Par Bernard BOCQUEL

De son vivant déjà, Mgr Provencher était une sorte d’icône. Dans la biographie de l’homme venu en 1818 à la naissante Colonie de la Rivière-Rouge, Donatien Frémont y va de quelques raisons :

« Longtemps après sa mort, la reconnaissance populaire redira certaines faveurs extraordinaires dues aux prières du vénérable prélat. […] Les chenilles exerçaient des ravages sérieux et menaçaient de tout détruire. Les religieuses se désolaient devant lui, dans une muette prière pour implorer son intercession. Peu après, le saint évêque se mit à réciter son bréviaire. Et l’on vit un spectacle étrange : les affreuses petites bêtes s’acheminer en longues cohortes vers la rivière qui les engloutit. De la saison, on n’entendit plus parler du fléau de chenilles. » (1)

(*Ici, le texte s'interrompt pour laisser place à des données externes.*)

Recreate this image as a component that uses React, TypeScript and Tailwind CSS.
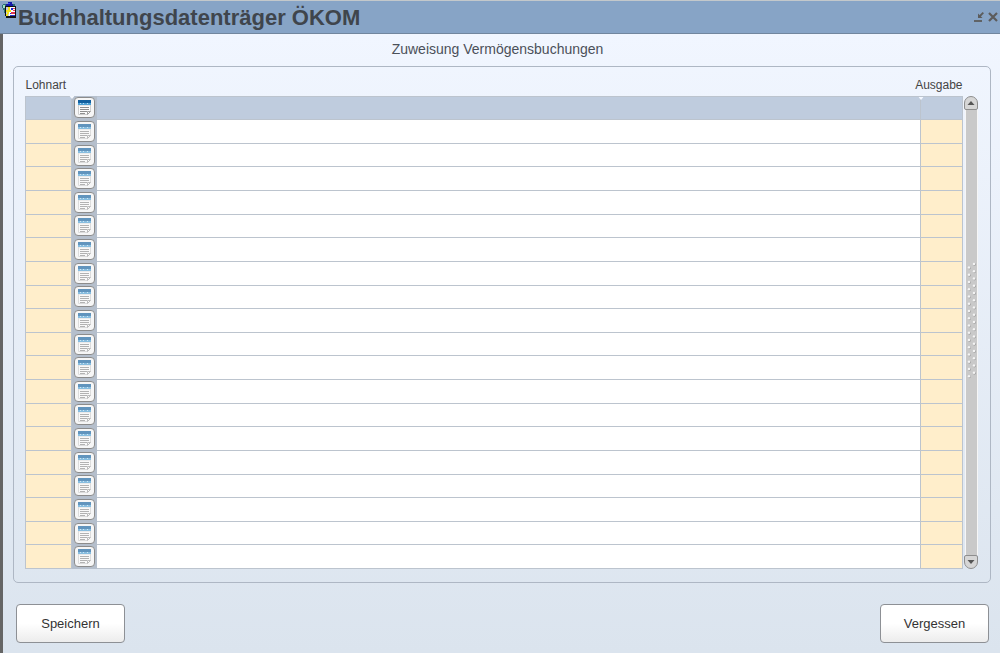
import clsx from 'clsx';

const ROW_COUNT = 20;
const GRIP_ROWS = 16;

const rows = Array.from({ length: ROW_COUNT }, (_, index) => index + 1);

const AppIcon = () => (
  <svg
    className="w-4 h-[18px] shrink-0"
    viewBox="0 0 16 18"
    shapeRendering="crispEdges"
    aria-hidden="true"
  >
    <path d="M0 4h1v-1h3v8h-1v1h-1v-3h-1v-2h-1z" fill="#2b6f72" />
    <path d="M1 4h2v3h-2z" fill="#9fe0c8" />
    <path d="M4 3h2v-2h4v2h1v3h-7z" fill="#1518a8" />
    <path d="M6 2h2v1h-2z" fill="#3c50ff" />
    <path d="M11 3h2v2h-2z" fill="#2b6f72" />
    <path d="M3 5h11v12h-10v-2h-1z" fill="#111" />
    <path d="M4 6h3v9h-3z" fill="#c9ccd6" />
    <path d="M7 6h6v9h-6z" fill="#fff" />
    <path d="M6 6h2v3h1v2h-2v2h-1v2h-2v-2h1v-2h-1v-2h2z" fill="#f2e21c" />
    <path d="M9 7h2v2h-2zM8 12h1v1h-1z" fill="#1c2cd0" />
    <path d="M11 7h2v1h-2zM11 9h2v1h-2zM9 11h4v2h-4z" fill="#e03550" />
    <path d="M8 14h5v1h-5z" fill="#2636c8" />
  </svg>
);

const ListIcon = ({ active }: { active: boolean }) => (
  <svg
    className={clsx('w-[15px] h-[17px]', !active && 'opacity-65')}
    viewBox="0 0 15 17"
    aria-hidden="true"
  >
    <path d="M1.5 6h12v6.5l-3 3h-9z" fill="#fbfbfb" stroke="#cfcfcf" />
    <path d="M1 1h13v3h-13z" fill="#12609f" />
    <path d="M1 4h13v2h-13z" fill="#4c9fd4" />
    <path d="M3.5 4v1M6.5 4v1M10.5 4v1" stroke="#b9ddf2" />
    <path d="M3 8.5h9M3 10.5h9M3 12.5h7M3 14.5h5" stroke="#8f8f8f" />
    <path d="M13.5 12.5h-3V15.5z" fill="#fff" stroke="#a0a0a0" />
  </svg>
);

const ScrollGrip = () => (
  <svg className="w-[11px] h-[120px]" viewBox="0 0 11 120" aria-hidden="true">
    {Array.from({ length: GRIP_ROWS }, (_, index) => {
      const y = 3 + index * 7.25;
      return (
        <g key={index}>
          <circle cx="8.5" cy={y + 0.6} r="1.4" fill="#a4a4a4" />
          <circle cx="8" cy={y} r="1.2" fill="#f4f4f4" />
          <circle cx="3.5" cy={y + 4.1} r="1.4" fill="#a4a4a4" />
          <circle cx="3" cy={y + 3.5} r="1.2" fill="#f4f4f4" />
        </g>
      );
    })}
  </svg>
);

const ScrollBar = () => (
  <div className="flex flex-col items-center w-[14px] h-[473px] ml-px">
    <button
      type="button"
      aria-label="Nach oben"
      className="flex items-center justify-center w-[14px] h-[14px] shrink-0 rounded-t-[7px] rounded-b-[2px] border border-[#8e8e8e] bg-[#d6d6d6]"
    >
      <svg className="w-2 h-1" viewBox="0 0 8 4" aria-hidden="true">
        <path d="M4 0l3.5 4h-7z" fill="#555" />
      </svg>
    </button>
    <div className="flex flex-1 items-center justify-center w-[13px] border-x border-[#f6f6f6] bg-[#c9c9c9] pb-6">
      <ScrollGrip />
    </div>
    <button
      type="button"
      aria-label="Nach unten"
      className="flex items-center justify-center w-[14px] h-[14px] shrink-0 rounded-b-[7px] rounded-t-[2px] border border-[#8e8e8e] bg-[#d6d6d6]"
    >
      <svg className="w-2 h-1" viewBox="0 0 8 4" aria-hidden="true">
        <path d="M4 4l3.5-4h-7z" fill="#555" />
      </svg>
    </button>
  </div>
);

const TitleBar = () => (
  <header className="flex items-start h-[34px] border-t border-t-[#c3c8cb] border-b border-b-[#71869e] bg-[#87a4c6] px-[2px]">
    <AppIcon />
    <h1 className="flex-1 text-[22px] leading-[34px] font-bold text-[#3f454c]">
      Buchhaltungsdatenträger ÖKOM
    </h1>
    <div className="flex items-center gap-1 h-8">
      <button type="button" aria-label="Verkleinern">
        <svg className="w-[10px] h-[10px]" viewBox="0 0 10 10" aria-hidden="true">
          <path d="M0 9h8" stroke="#5c5c5c" strokeWidth="1.8" />
          <path d="M9.3 0.7L5.5 4.5" stroke="#5c5c5c" strokeWidth="1.8" />
          <path d="M4 1.5V6H8.5z" fill="#5c5c5c" />
        </svg>
      </button>
      <button type="button" aria-label="Schließen">
        <svg className="w-[10px] h-[10px]" viewBox="0 0 10 10" aria-hidden="true">
          <path d="M1 1l8 8M9 1L1 9" stroke="#5c5c5c" strokeWidth="2.2" />
        </svg>
      </button>
    </div>
  </header>
);

// Small notch that marks a column edge below the header
const ColumnNotch = () => (
  <svg
    className="absolute top-0 left-0 w-[5px] h-[3px] -translate-x-1/2"
    viewBox="0 0 5 3"
    aria-hidden="true"
  >
    <path d="M0 0h5L2.5 3z" fill="#f4f8ff" />
  </svg>
);

const BookingRow = ({ row }: { row: number }) => {
  const active = row === 1;
  const fieldColor = active ? 'bg-[#bfccde]' : 'bg-[#ffeecb]';

  return (
    <tr>
      <td className={clsx('border border-[#bcc4ce] p-0', fieldColor)}>
        <input
          type="text"
          aria-label={`Lohnart ${row}`}
          className="block w-full h-5 bg-transparent px-1 text-xs outline-none"
        />
      </td>
      <td className="relative border-x border-[#b5bfcc] bg-[#b5bfcc] p-0">
        {active && <ColumnNotch />}
        <button
          type="button"
          aria-label={`Lohnart ${row} auswählen`}
          className="flex items-center justify-center w-[21px] h-[21px] mx-auto rounded-[4px] border border-[#8c8c8c] bg-[#f6f6f6]"
        >
          <ListIcon active={active} />
        </button>
      </td>
      <td
        className={clsx(
          'border border-[#bcc4ce] p-0',
          active ? 'bg-[#bfccde]' : 'bg-white'
        )}
      >
        <input
          type="text"
          aria-label={`Bezeichnung ${row}`}
          className="block w-full h-5 bg-transparent px-1 text-xs outline-none"
        />
      </td>
      <td className={clsx('relative border border-[#bcc4ce] p-0', fieldColor)}>
        {active && <ColumnNotch />}
        <input
          type="text"
          aria-label={`Ausgabe ${row}`}
          className="block w-full h-5 bg-transparent px-1 text-xs outline-none"
        />
      </td>
    </tr>
  );
};

const BookingGrid = () => (
  <div className="flex items-end">
    <div className="flex-1 min-w-0">
      <table className="w-full h-[502px] table-fixed border-collapse">
        <colgroup>
          <col className="w-[46px]" />
          <col className="w-[25px]" />
          <col />
          <col className="w-[42px]" />
        </colgroup>
        <thead>
          <tr className="h-[29px] text-xs text-[#444]">
            <th scope="col" className="p-0 pt-2 text-left font-normal">
              Lohnart
            </th>
            <td colSpan={2} />
            <th scope="col" className="p-0 pt-2 font-normal">
              <span className="flex justify-end">Ausgabe</span>
            </th>
          </tr>
        </thead>
        <tbody>
          {rows.map((row) => (
            <BookingRow key={row} row={row} />
          ))}
        </tbody>
      </table>
    </div>
    <ScrollBar />
  </div>
);

const buttonClass =
  'w-[109px] h-[39px] rounded-[4px] border border-[#8d9095] bg-linear-to-b from-white from-50% to-[#ececec] text-[13px] text-[#333]';

const App = () => (
  <div className="flex flex-col min-h-screen bg-[#eff5ff] font-['Liberation_Sans',sans-serif]">
    <TitleBar />
    <main className="flex-1 border-l-[3px] border-[#656565] bg-linear-to-b from-[#f1f6ff] to-[#dbe4ee]">
      <h2 className="h-8 pr-2 text-center text-sm leading-[30px] text-[#4b5059]">
        Zuweisung Vermögensbuchungen
      </h2>
      <form onSubmit={(event) => event.preventDefault()}>
        <section className="ml-[10px] mr-[9px] h-[517px] rounded-[5px] border border-[#aeb7c4] pl-[11px] pr-3">
          <BookingGrid />
        </section>
        <div className="flex justify-between pt-[21px] pl-[13px] pr-[11px] pb-[10px]">
          <button type="submit" className={buttonClass}>
            Speichern
          </button>
          <button type="reset" className={buttonClass}>
            Vergessen
          </button>
        </div>
      </form>
    </main>
  </div>
);

export default App;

Lorsqu’en 2012 Postes Canada a émis un timbre commémoratif pour souligner le bicentenaire de la Colonie de la Rivière-Rouge fondée par Lord Selkirk, il devenait possible de rêver à ce que le programme de timbres pour 2018 rende hommage à Joseph-Norbert Provencher. Après tout, Selkirk en personne avait fait le nécessaire pour obtenir une présence religieuse catholique afin de veiller à l’adoucissement des moeurs locales, et donc d’augmenter les chances de succès de sa folle entreprise agricole.

Mgr Noël Delaquis, l’évêque émérite de l’ancien diocèse de Gravelbourg, avait entrepris en avril 2016 les démarches dans l’espoir qu’un timbre à l’effigie du missionnaire fondateur de l’Église catholique dans l’Ouest canadien voie le jour en 2018. En juin 2017, sa suggestion est officiellement transmise au Comité consultatif sur les timbres-poste. En avril 2017, il reçoit un avis défavorable, ainsi motivé :

« La mise sur pied d’un programme annuel et équilibré à partir des centaines de suggestions que nous recevons à tous les ans est une tâche ardue. Le Comité ne peut retenir qu’un infime pourcentage des suggestions présentées. » Parler « d’infime pourcentage » ne relève sans doute point de l’exagération quand on sait que Postes Canada n’émet chaque année qu’une cinquantaine de timbres, qui portent sur une vingtaine de sujets ou de thèmes destinés à « explorer les richesses naturelles, culturelles et historiques de notre pays ».

Il est bien normal que les personnes chargées d’établir le choix final n’aient pas à justifier leurs décisions. Il aurait été pourtant intéressant de savoir si le Comité consultatif a estimé que l’arrivée de Provencher à la Rivière-Rouge ne constituait pas un moment « d’importance nationale », l’un des critères clés.

On peut supposer que ce soit le cas. Dans la conscience canadienne, le vaste pays qui s’étend d’un océan à l’autre est tellement chose acquise, que pour un peu on tiendrait sa géographie comme un état de fait naturel. Il n’en est évidemment rien. Pour que le Canada s’étende a mari usque ad mare, il a fallu que la toute jeune Confédération canadienne puisse acheter l’Ouest à petit prix à la Compagnie de la Baie d’Hudson. Et s’il est bien sûr vain d’attribuer un crédit politique à quelqu’un en particulier pour cet énorme coup-là, une évidence s’impose : l’Ouest est tombé dans l’escarcelle canadienne grâce à la bonne foi des Métis canadiensfrançais. Et s’il y a un missionnaire de l’Église de Rome qui avait à leurs yeux un statut quasi mythique, c’est bien Mgr Provencher.

Ce bref éclairage historique montre bien qu’il serait dommage de renoncer au rêve de voir Postes Canada émettre un jour un timbre en hommage à un homme doué de qualités humaines aussi exceptionnelles que Joseph-Norbert Provencher. Si ce n’est pas dans la catégorie des personnages héroïques choisis pour l’édification des philatélistes comme des simples acheteurs, du moins alors dans une série consacrée à de grands serviteurs.

(1) Monseigneur Provencher et son temps, par Donatien Frémont, publié en 1935 aux Éditions de La Liberté, 619, avenue Mc Dermot à Winnipeg.